I’ll be really interested to know what is intended to come to market to support it all and how these can be partitioned in people’s minds. A high performance Mac with Metal and a first-party DSP accelerator product are such different platforms with unique strengths and weaknesses. Some types of algorithms clearly won’t work in some types of some systems even if they are both able to support the underlying SOUL technology due to compute/memory requirements, so how those needs will easily be communicated to consumers in understandable but somewhat abstract units of capability across such disparate platforms really intrigues me.
I would love this to present an opportunity for developers to work on powerful audio DSP platforms that are also available to a wide range of consumers in attractive formats (which they may or may not already own, be that a Mac with metal or a dedicated first/third party DSP card / thunderbolt tethered brick). The barriers to entry on traditional audio-focused DSP platforms are unattractively high for many developers and I’m optimistic this will lead to a big step forwards in that area, although it isn’t really clear in my mind yet where the gravitational pull is going to be at its strongest.
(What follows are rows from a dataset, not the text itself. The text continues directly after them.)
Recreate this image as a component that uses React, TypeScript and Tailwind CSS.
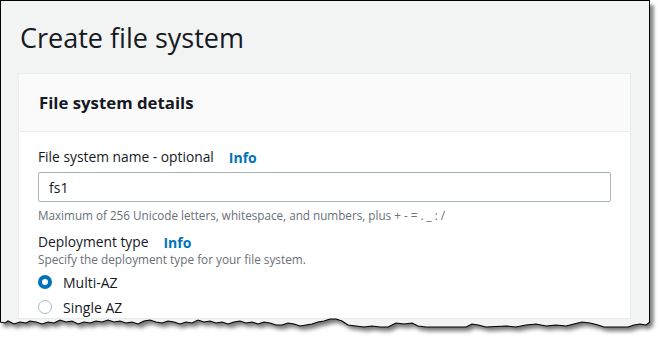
import React from "react";

const font = { fontFamily: '"Open Sans", "Noto Sans", sans-serif' };

const edge: [number, number][] = [
  [0, 322], [5, 323], [8, 321], [14, 324], [20, 322], [26, 323], [30, 321], [36, 322], [42, 324], [48, 322],
  [54, 323], [60, 320], [66, 322], [72, 321], [78, 324], [84, 322], [90, 323], [96, 321], [102, 322], [108, 320],
  [114, 322], [120, 321], [126, 323], [132, 322], [138, 324], [144, 321], [150, 320], [156, 322], [162, 323],
  [168, 321], [174, 322], [180, 324], [186, 322], [192, 323], [198, 320], [204, 322], [210, 321], [216, 323],
  [222, 322], [228, 324], [234, 322], [240, 321], [246, 323], [252, 322], [258, 324], [264, 322], [270, 323],
  [276, 325], [282, 325], [288, 323], [294, 324], [300, 326], [306, 325], [312, 324], [318, 322], [324, 321],
  [330, 319], [336, 319], [342, 321], [348, 325], [356, 326], [364, 327], [372, 326], [380, 327], [388, 327],
  [396, 323], [404, 324], [412, 323], [418, 326], [426, 327], [440, 327], [466, 327], [472, 324], [478, 325],
  [486, 327], [506, 326], [516, 327], [526, 325], [536, 324], [546, 326], [556, 325], [566, 326], [574, 324],
  [582, 322], [590, 323], [598, 325], [604, 327], [628, 327], [634, 325], [640, 324], [646, 325], [650, 322],
];

const TornEdge = () => {
  const top = 300;
  const line = edge.map(([x, y]) => `${x},${y - top}`).join(" ");
  const below = `M${line.split(" ").join(" L")} L660,${edge[edge.length - 1][1] - top} L660,38 L0,38 Z`;
  const above = `M0,-20 L${line.split(" ").join(" L")} L650,-20 Z`;
  return (
    <svg className="absolute left-0 top-[300px]" width={660} height={38} viewBox="0 0 660 38">
      <defs>
        <clipPath id="below">
          <path d={below} />
        </clipPath>
        <filter id="blur" x="-10%" y="-100%" width="120%" height="300%">
          <feGaussianBlur stdDeviation="2" />
        </filter>
      </defs>
      <path d={below} fill="#ffffff" />
      <g clipPath="url(#below)">
        <path d={above} fill="#000" opacity={0.55} transform="translate(3,4)" filter="url(#blur)" />
      </g>
      <polyline points={line} fill="none" stroke="#000" strokeWidth={1.1} />
    </svg>
  );
};

const Info = () => <span className="ml-[15px] text-[14px] font-bold text-[#0073bb]">Info</span>;

const Radio = ({ label, checked }: { label: string; checked?: boolean }) => (
  <div className="flex items-center h-[22px]">
    <span
      className={
        checked
          ? "w-[14px] h-[14px] rounded-full border-[4px] border-[#0073bb] bg-white"
          : "w-[14px] h-[14px] rounded-full border border-[#aab7b8] bg-white"
      }
    />
    <span className="ml-[11px] text-[14px] text-[#16191f]">{label}</span>
  </div>
);

export default function App() {
  return (
    <div className="relative w-[660px] h-[338px] bg-white overflow-hidden" style={font}>
      <div className="w-[650px] h-[338px] border-l border-t border-r border-black bg-[#f2f3f3] shadow-[4px_5px_3px_rgba(0,0,0,0.45)]">
        <h1 className="mt-[19px] ml-[19px] h-[36px] leading-[36px] text-[27px] text-[#16191f]">Create file system</h1>
        <div className="mt-[17px] ml-[17px] w-[613px] border border-[#eaeded] bg-white">
          <div className="h-[58px] px-[20px] flex items-center bg-[#fafafa] border-b border-[#eaeded]">
            <h2 className="text-[16.8px] font-bold text-[#16191f]">File system details</h2>
          </div>
          <div className="px-[19px] pt-[14px]">
            <div className="flex items-center h-[22px] text-[13.8px] text-[#16191f]">
              File system name - optional
              <Info />
            </div>
            <div className="mt-[4px] w-[573px] h-[30px] border border-[#aab7b8] rounded-[2px] px-[10px] flex items-center text-[14px] text-[#16191f]">
              fs1
            </div>
            <div className="mt-[5px] leading-[16px] text-[11.7px] text-[#687078]">
              Maximum of 256 Unicode letters, whitespace, and numbers, plus + - = . _ : /
            </div>
            <div className="mt-[10px] flex items-center h-[18px] text-[13.8px] text-[#16191f]">
              Deployment type
              <Info />
            </div>
            <div className="leading-[16px] text-[11.8px] text-[#687078]">
              Specify the deployment type for your file system.
            </div>
            <div className="mt-[4px] flex flex-col gap-[3px]">
              <Radio label="Multi-AZ" checked />
              <Radio label="Single AZ" />
            </div>
          </div>
        </div>
      </div>
      <TornEdge />
    </div>
  );
}
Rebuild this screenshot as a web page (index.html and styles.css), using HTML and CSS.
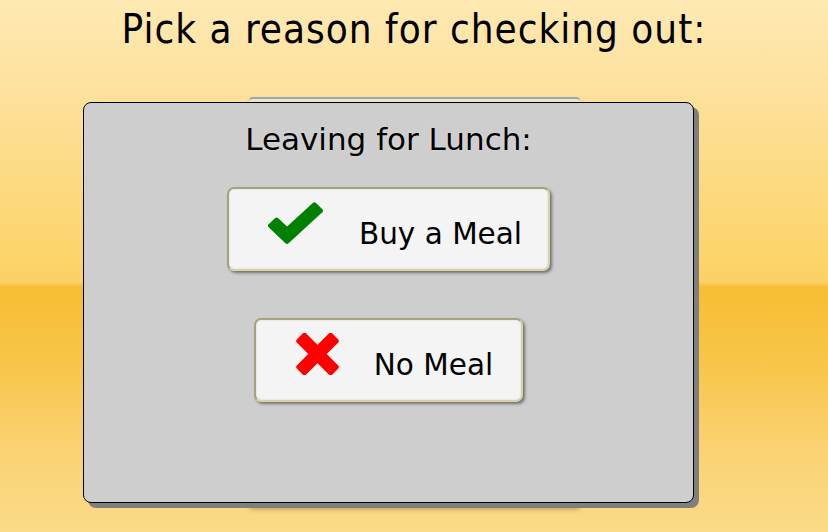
FILE: index.html
```html
<!DOCTYPE html>
<html lang="en">
<head>
<meta charset="utf-8">
<title>Checkout reason</title>
<link rel="stylesheet" href="styles.css">
</head>
<body>
<main class="screen">
  <h1 class="title">Pick a reason for checking out:</h1>
  <div class="behind"></div>

  <section class="dialog">
    <h2 class="dialog-title">Leaving for Lunch:</h2>
    <div class="choices">
      <button class="choice" type="button">
        <svg class="icon icon-check" width="55" height="42" viewBox="3.2 1.8 48.6 39" preserveAspectRatio="none" aria-hidden="true">
          <polygon points="5.2,23.8 20,38.6 49.8,9.9 44.2,4.1 20,27.4 10.8,18.2" fill="#008000" stroke="#008000" stroke-width="4" stroke-linejoin="round"/>
        </svg>
        <span class="choice-label">Buy a Meal</span>
      </button>
      <button class="choice choice-no" type="button">
        <svg class="icon icon-x" width="43" height="42" viewBox="0 0 43 42" aria-hidden="true">
          <g transform="translate(21.5 21)" fill="#ff0000">
            <rect x="-25" y="-6.5" width="50" height="13" rx="2.5" transform="rotate(45)"/>
            <rect x="-25" y="-6.5" width="50" height="13" rx="2.5" transform="rotate(-45)"/>
          </g>
        </svg>
        <span class="choice-label">No Meal</span>
      </button>
    </div>
  </section>
</main>
</body>
</html>
```

FILE: styles.css
```css
html, body {
  margin: 0;
  padding: 0;
  height: 100%;
}

body {
  min-height: 532px;
  background: linear-gradient(to bottom,
    #fee9b3 0px,
    #fde09a 100px,
    #fcd56c 250px,
    #fbd164 282px,
    #f6be33 287px,
    #f8c548 360px,
    #fad272 450px,
    #fbdb88 532px);
  font-family: "DejaVu Sans", "Liberation Sans", sans-serif;
  color: #000;
  overflow: hidden;
}

.screen {
  position: relative;
  height: 532px;
  padding-top: 6px;
  box-sizing: border-box;
}

.title {
  margin: 0;
  font-family: "DejaVu Sans Condensed", "DejaVu Sans", sans-serif;
  font-stretch: condensed;
  font-weight: normal;
  font-size: 40px;
  line-height: normal;
  letter-spacing: 1px;
  text-align: center;
}

.behind {
  width: 331px;
  height: 408px;
  margin: 45px auto 0;
  box-sizing: border-box;
  border-top: 2px solid #93a9b8;
  border-radius: 4px;
  background: #ece6c6;
  box-shadow: 0 4px 5px rgba(0, 0, 0, 0.3);
}

.dialog {
  position: absolute;
  left: 83px;
  top: 102px;
  width: 611px;
  height: 401px;
  box-sizing: border-box;
  border: 1px solid #000;
  border-radius: 8px;
  background: #cecece;
  box-shadow: 5px 5px 0 #7f7f7f;
  padding-top: 18px;
  display: flex;
  flex-direction: column;
  align-items: center;
}

.dialog-title {
  margin: 0;
  font-weight: normal;
  font-size: 31px;
  line-height: normal;
  text-shadow: 0 0 2px rgba(255, 255, 255, 0.5);
}

.choices {
  margin-top: 30px;
  display: flex;
  flex-direction: column;
  align-items: center;
  gap: 47px;
}

.choice {
  display: flex;
  align-items: center;
  height: 84px;
  box-sizing: border-box;
  padding: 0 26px 0 39px;
  gap: 36px;
  border: 2px solid #a6a27a;
  border-right-color: #d8d4a2;
  border-bottom-color: #d8d4a2;
  border-radius: 7px;
  background: #f4f4f4;
  box-shadow: 2px 2px 3px rgba(0, 0, 0, 0.45), inset 0 0 2px rgba(0, 0, 0, 0.15);
  font-family: "DejaVu Sans", "Liberation Sans", sans-serif;
  font-size: 29.5px;
  color: #000;
  cursor: pointer;
}

.choice-no {
  padding: 0 28px 0 40px;
}

.icon {
  display: block;
  flex: none;
  margin-bottom: 12px;
}

.icon-x {
  margin-right: -1px;
}

.choice-label {
  margin-top: 9px;
  line-height: normal;
}
```
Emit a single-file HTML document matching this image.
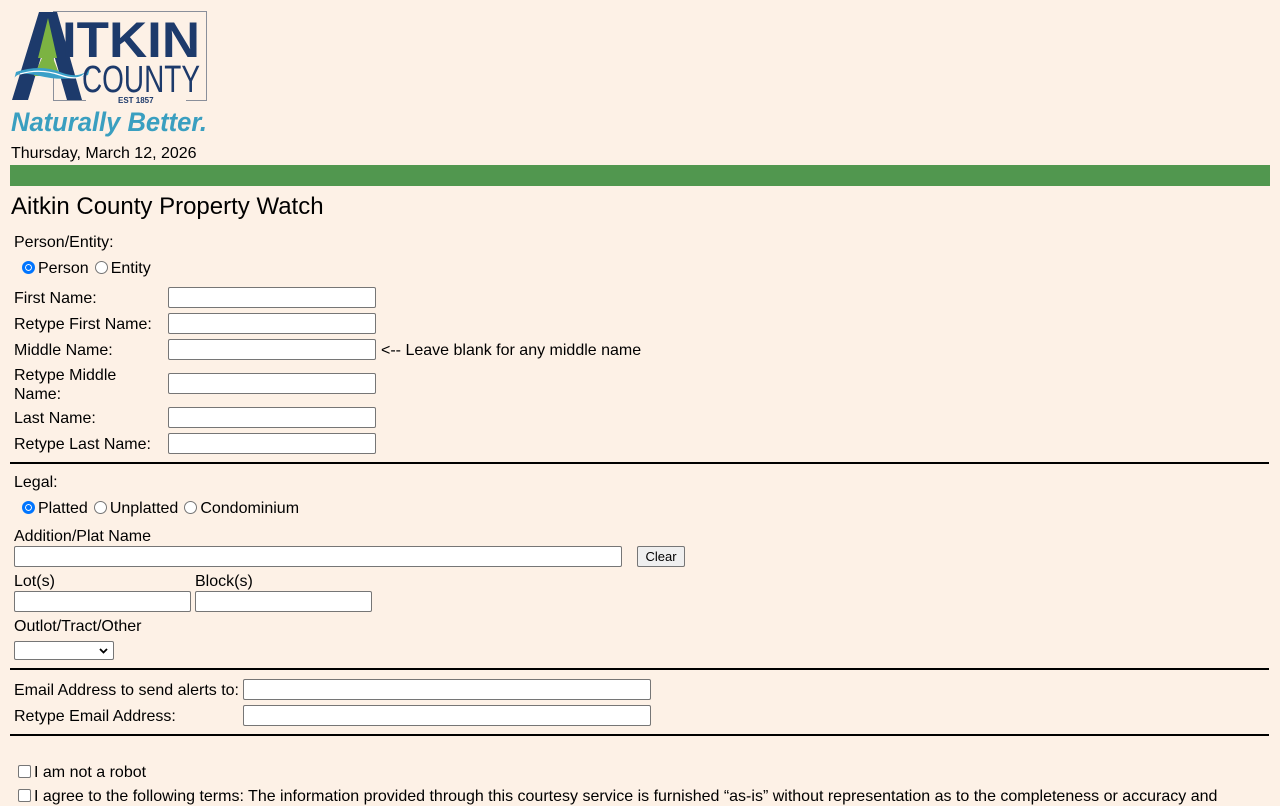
<!DOCTYPE html>
<html><head><meta charset="utf-8"><style>
body{margin:0;background:#fdf1e6;font-family:"Liberation Sans",sans-serif;font-size:16px;color:#000;width:1280px;height:800px;overflow:hidden;position:relative}
.a{position:absolute;white-space:nowrap}
.t{margin-top:1px}
.in{position:absolute;height:19px;border:1px solid #767676;background:#fff;border-radius:2px;box-sizing:border-box}
.hr{position:absolute;left:10px;width:1259px;height:2px;background:#000}
.rad{display:inline-block;width:13px;height:13px;border:1px solid #767676;border-radius:50%;background:#fff;vertical-align:-1px;margin:0 3px 0 0;box-sizing:border-box}
.rad.sp{margin-left:6px}
.rad.on{border:3px solid #0075ff;box-shadow:inset 0 0 0 1px #fff;background:#0075ff}
.cb{display:inline-block;width:13px;height:13px;border:1px solid #767676;border-radius:2px;background:#fff;box-sizing:border-box;vertical-align:-1px;margin-right:3px}
</style></head><body>
<svg class="a" style="left:10px;top:10px" width="200" height="128" viewBox="0 0 200 128">
<rect x="43.5" y="1.5" width="153" height="89" fill="none" stroke="#8a8f9a" stroke-width="1"/>
<polygon points="2,90 29,2 47,2 72,90 57,90 38,24 18,90" fill="#1d3a6b"/>
<polygon points="38,8 28,48 32,48 24,66 50,66 43,48 47,48" fill="#7cb342"/>
<path d="M6,62 Q30,54 50,62 T80,58 L78,65 Q55,72 30,66 T4,70 Z" fill="#3aa0c8"/>
<path d="M10,64 Q30,58 50,65 T76,62" stroke="#fff" stroke-width="1.2" fill="none"/>
<text x="52" y="47" font-family="Liberation Sans" font-weight="bold" font-size="50" fill="#1d3a6b" textLength="138" lengthAdjust="spacingAndGlyphs">ITKIN</text>
<text x="72" y="82" font-family="Liberation Sans" font-size="38" fill="#1d3a6b" textLength="118" lengthAdjust="spacingAndGlyphs">COUNTY</text>
<rect x="76" y="87" width="100" height="6" fill="#fdf1e6"/>
<text x="108" y="93" font-family="Liberation Sans" font-weight="bold" font-size="8" fill="#1d3a6b">EST 1857</text>
<text x="1" y="121" font-family="Liberation Sans" font-weight="bold" font-style="italic" font-size="27" fill="#3a9fc0" textLength="196" lengthAdjust="spacingAndGlyphs">Naturally Better.</text>
</svg>
<div class="a t" style="left:11px;top:144px">Thursday, March 12, 2026</div>
<div class="a" style="left:10px;top:165px;width:1260px;height:21px;background:#51974f"></div>
<div class="a t" style="left:11px;top:192px;font-size:24px">Aitkin County Property Watch</div>
<div class="a t" style="left:14px;top:233px">Person/Entity:</div>
<div class="a t" style="left:22px;top:259px"><span class="rad on"></span>Person<span class="rad sp"></span>Entity</div>
<div class="a t" style="left:14px;top:289px">First Name:</div><div class="in" style="left:168px;top:287px;width:208px;height:21px"></div>
<div class="a t" style="left:14px;top:315px">Retype First Name:</div><div class="in" style="left:168px;top:313px;width:208px;height:21px"></div>
<div class="a t" style="left:14px;top:341px">Middle Name:</div><div class="in" style="left:168px;top:339px;width:208px;height:21px"></div>
<div class="a t" style="left:381px;top:341px">&lt;-- Leave blank for any middle name</div>
<div class="a t" style="left:14px;top:365px;line-height:19px">Retype Middle<br>Name:</div><div class="in" style="left:168px;top:373px;width:208px;height:21px"></div>
<div class="a t" style="left:14px;top:409px">Last Name:</div><div class="in" style="left:168px;top:407px;width:208px;height:21px"></div>
<div class="a t" style="left:14px;top:435px">Retype Last Name:</div><div class="in" style="left:168px;top:433px;width:208px;height:21px"></div>
<div class="hr" style="top:462px"></div>
<div class="a t" style="left:14px;top:473px">Legal:</div>
<div class="a t" style="left:22px;top:499px"><span class="rad on"></span>Platted<span class="rad sp"></span>Unplatted<span class="rad sp"></span>Condominium</div>
<div class="a t" style="left:14px;top:527px">Addition/Plat Name</div>
<div class="in" style="left:14px;top:546px;width:608px;height:21px"></div>
<div class="a" style="left:637px;top:546px;width:48px;height:21px;border:1px solid #767676;background:#efefef;border-radius:2px;box-sizing:border-box;font-size:13px;text-align:center;line-height:19px">Clear</div>
<div class="a t" style="left:14px;top:572px">Lot(s)</div><div class="a t" style="left:195px;top:572px">Block(s)</div>
<div class="in" style="left:14px;top:591px;width:177px;height:21px"></div>
<div class="in" style="left:195px;top:591px;width:177px;height:21px"></div>
<div class="a t" style="left:14px;top:617px">Outlot/Tract/Other</div>
<div class="in" style="left:14px;top:641px;width:100px;height:19px"><svg style="position:absolute;right:5px;top:6px" width="9" height="6"><path d="M1,1 L4.5,4.5 L8,1" stroke="#000" stroke-width="1.8" fill="none"/></svg></div>
<div class="hr" style="top:668px"></div>
<div class="a t" style="left:14px;top:681px">Email Address to send alerts to:</div><div class="in" style="left:243px;top:679px;width:408px;height:21px"></div>
<div class="a t" style="left:14px;top:707px">Retype Email Address:</div><div class="in" style="left:243px;top:705px;width:408px;height:21px"></div>
<div class="hr" style="top:734px"></div>
<div class="a t" style="left:18px;top:763px"><span class="cb"></span>I am not a robot</div>
<div class="a t" style="left:18px;top:787px"><span class="cb"></span>I agree to the following terms: The information provided through this courtesy service is furnished “as-is” without representation as to the completeness or accuracy and</div>
</body></html>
Is the Windows binary DLL usable with code compiled with MinGw? I would guess not, but just thought to ask anyway.
Can’t think of any reason why it wouldn’t work
Well, my understanding is that the Microsoft compiler and MinGW use a different low level structure for C++ classes and that can cause havoc especially when there are virtual methods involved. The DLL returns a pointer to a C++ object, right…?
No - the reason I did all that awful COM stuff was because it avoids all those C++ ABI problems.